Saxon political economists, alive to the danger of their race becoming extinct, think of trying to get new batches of German colonists to settle here, in order to freshen up and increase the number of the race; but there is little chance of such projects being successful. The inducements which formerly tempted strangers no longer exist; and there are probably few Germans who would think it worth their while to settle in a country where every inch of land has already been appropriated, and where the Government seeks to rob each one of his nationality.

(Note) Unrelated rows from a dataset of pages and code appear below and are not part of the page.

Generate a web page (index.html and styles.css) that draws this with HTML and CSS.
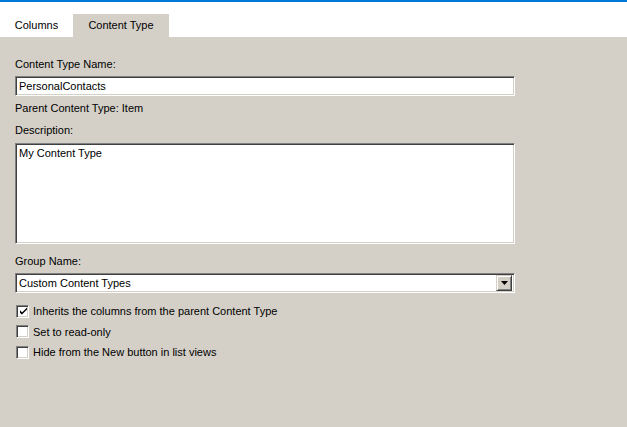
FILE: index.html
```html
<!DOCTYPE html>
<html>
<head>
<meta charset="utf-8">
<link rel="stylesheet" href="styles.css">
</head>
<body>
<div class="window">
  <div class="tabbar">
    <div class="tab">Columns</div>
    <div class="tab active">Content Type</div>
  </div>
  <div class="panel">
    <div class="label first">Content Type Name:</div>
    <div class="field input">PersonalContacts</div>
    <div class="label parent">Parent Content Type: Item</div>
    <div class="label desc">Description:</div>
    <div class="field textarea">My Content Type</div>
    <div class="label group">Group Name:</div>
    <div class="field select">
      <span class="select-text">Custom Content Types</span>
      <span class="drop">
        <svg width="7" height="4" viewBox="0 0 7 4"><path d="M0 0h7L3.5 4z" fill="#000"/></svg>
      </span>
    </div>
    <div class="checks">
      <div class="check">
        <span class="box">
          <svg width="9" height="9" viewBox="0 0 9 9"><path d="M1 3.5l2 2 5-5v2l-5 5-2-2z" fill="#000"/><path d="M1 3.5v2l2 2v-2z" fill="#000"/></svg>
        </span>
        <span>Inherits the columns from the parent Content Type</span>
      </div>
      <div class="check"><span class="box"></span><span>Set to read-only</span></div>
      <div class="check"><span class="box"></span><span>Hide from the New button in list views</span></div>
    </div>
  </div>
</div>
</body>
</html>
```
FILE: styles.css
```css
* { box-sizing: border-box; }
html, body { margin: 0; padding: 0; height: 100%; }
body {
  font-family: "Liberation Sans", Arial, sans-serif;
  font-size: 11px;
  color: #000;
  background: #d4d0c8;
}
.window { display: flex; flex-direction: column; height: 100%; border-top: 2px solid #0078d7; }
.tabbar {
  height: 35px;
  background: #fff;
  display: flex;
  align-items: flex-end;
}
.tab {
  height: 23px;
  display: flex;
  align-items: center;
  justify-content: center;
  width: 73px;
  padding-bottom: 1px;
}
.tab.active { width: 96px; background: #d4d0c8; }
.panel {
  flex: 1;
  background: #d4d0c8;
  padding: 20px 0 0 15px;
}
.label { line-height: 14px; height: 14px; }
.parent { margin-top: 5px; }
.desc { margin-top: 8px; }
.group { margin-top: 10px; }
.field {
  width: 500px;
  background: #fff;
  border-style: solid;
  border-width: 1px;
  border-color: #808080 #fff #fff #808080;
  box-shadow: inset 1px 1px 0 #404040, inset -1px -1px 0 #d4d0c8;
  margin-top: 5px;
  padding: 0 3px;
}
.input { height: 20px; line-height: 18px; }
.textarea { height: 101px; margin-top: 6px; padding-top: 2px; line-height: 14px; }
.select { height: 20px; display: flex; align-items: center; padding: 2px 2px 2px 3px; }
.select-text { flex: 1; }
.drop {
  width: 16px;
  height: 16px;
  background: #d4d0c8;
  border-style: solid;
  border-width: 1px;
  border-color: #d4d0c8 #404040 #404040 #d4d0c8;
  box-shadow: inset 1px 1px 0 #fff, inset -1px -1px 0 #808080;
  display: flex;
  align-items: center;
  justify-content: center;
}
.checks { margin-top: 8px; margin-left: 1px; }
.check { height: 20.5px; display: flex; align-items: center; gap: 4px; }
.box {
  width: 13px;
  height: 13px;
  background: #fff;
  border-style: solid;
  border-width: 1px;
  border-color: #808080 #fff #fff #808080;
  box-shadow: inset 1px 1px 0 #404040, inset -1px -1px 0 #d4d0c8;
  display: flex;
  align-items: center;
  justify-content: center;
}
.box svg { display: block; margin: 0 0 0 1px; }
```
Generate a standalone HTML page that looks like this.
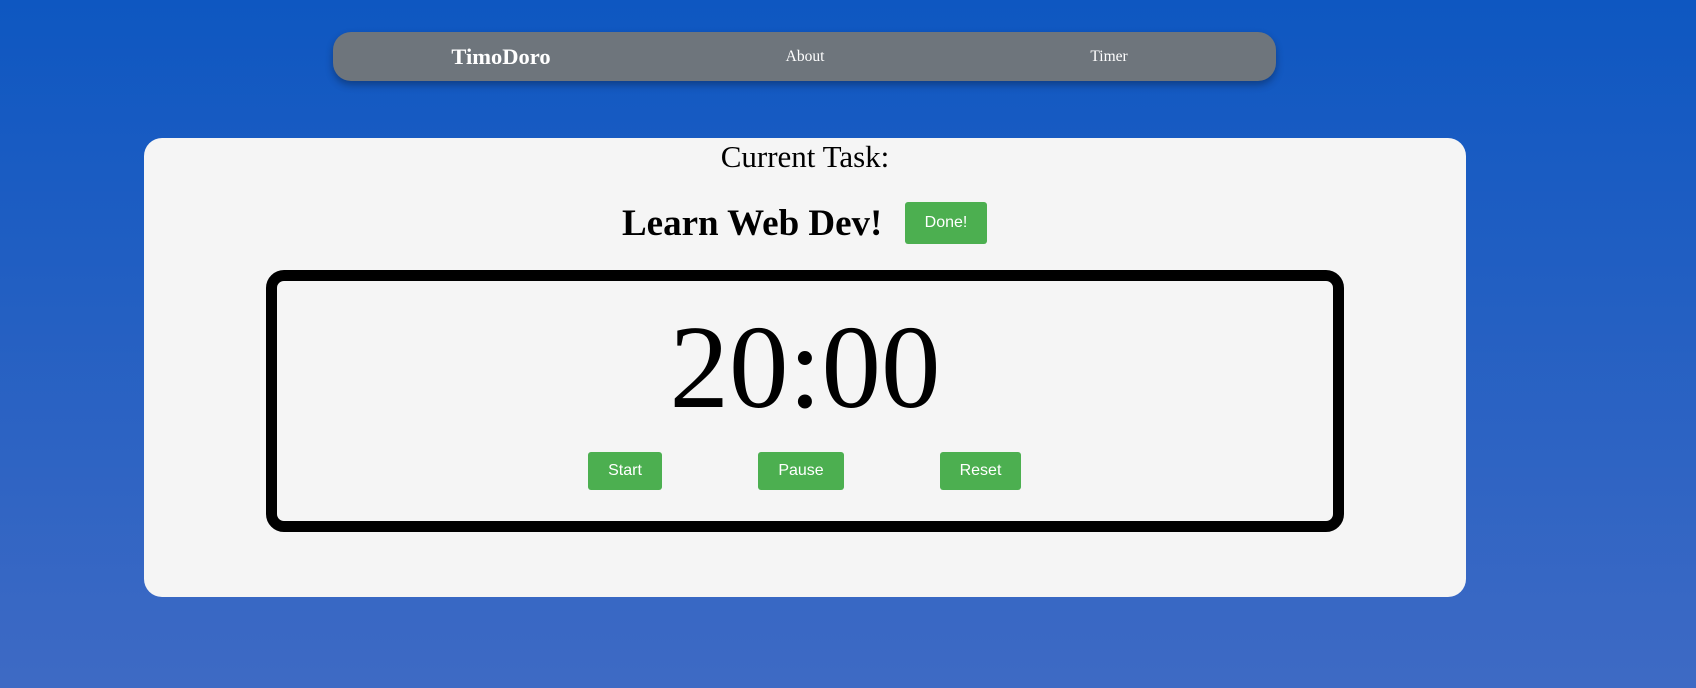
<!DOCTYPE html>
<html><head><style>
html,body{margin:0;padding:0;width:1696px;height:688px;overflow:hidden}
body{background:linear-gradient(180deg,#0e57c1 0%,#3e6ac4 100%);font-family:"Liberation Serif",serif;position:relative}
.nav{position:absolute;left:333px;top:32px;width:943px;height:49px;background:#6e757c;border-radius:18px;box-shadow:0 4px 8px rgba(0,0,0,.3);color:#fff}
.nav span{position:absolute;top:0;line-height:49px;transform:translateX(-50%)}
.card{position:absolute;left:144px;top:138px;width:1322px;height:459px;background:#f5f5f5;border-radius:18px}
.t{position:absolute;left:0;right:0;text-align:center;white-space:nowrap}
.btn{position:absolute;background:#4caf50;color:#fff;font-family:"Liberation Sans",sans-serif;font-size:16px;border-radius:3px;display:flex;align-items:center;justify-content:center}
.box{position:absolute;left:266px;top:270px;width:1056px;height:240px;border:11px solid #000;border-radius:18px}
</style></head><body>
<div class="nav">
<span style="left:168px;font-weight:bold;font-size:22.5px">TimoDoro</span>
<span style="left:472px;font-size:15.5px">About</span>
<span style="left:776px;font-size:15.5px">Timer</span>
</div>
<div class="card"></div>
<div class="t" style="top:139px;left:144px;width:1322px;font-size:31px;line-height:36px">Current Task:</div>
<div style="position:absolute;left:622px;top:201px;font-size:37px;font-weight:bold;line-height:46px">Learn Web Dev!</div>
<div class="btn" style="left:905px;top:202px;width:82px;height:42px">Done!</div>
<div class="box"></div>
<div class="t" style="top:308px;left:144px;width:1322px;font-size:119px;line-height:119px">20:00</div>
<div class="btn" style="left:588px;top:452px;width:74px;height:38px">Start</div>
<div class="btn" style="left:758px;top:452px;width:86px;height:38px">Pause</div>
<div class="btn" style="left:940px;top:452px;width:81px;height:38px">Reset</div>
</body></html>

The besetting fault of this whole Saxon nation seems to be an immoderate spirit of egotism, so short-sighted as frequently to defeat its own end, leading each man to consider only his individual welfare, to the exclusion of every other feeling. It is strange and paradoxical that these honest, moral, thrifty, industrious, and educated Saxons should live thus in their well-built, roomy houses in a constant state of inward dissension and strife; while their neighbors, the poor, ignorant, thieving Roumanians, crowded together in their wretched hovels, are united by the bonds of a most touching family affection.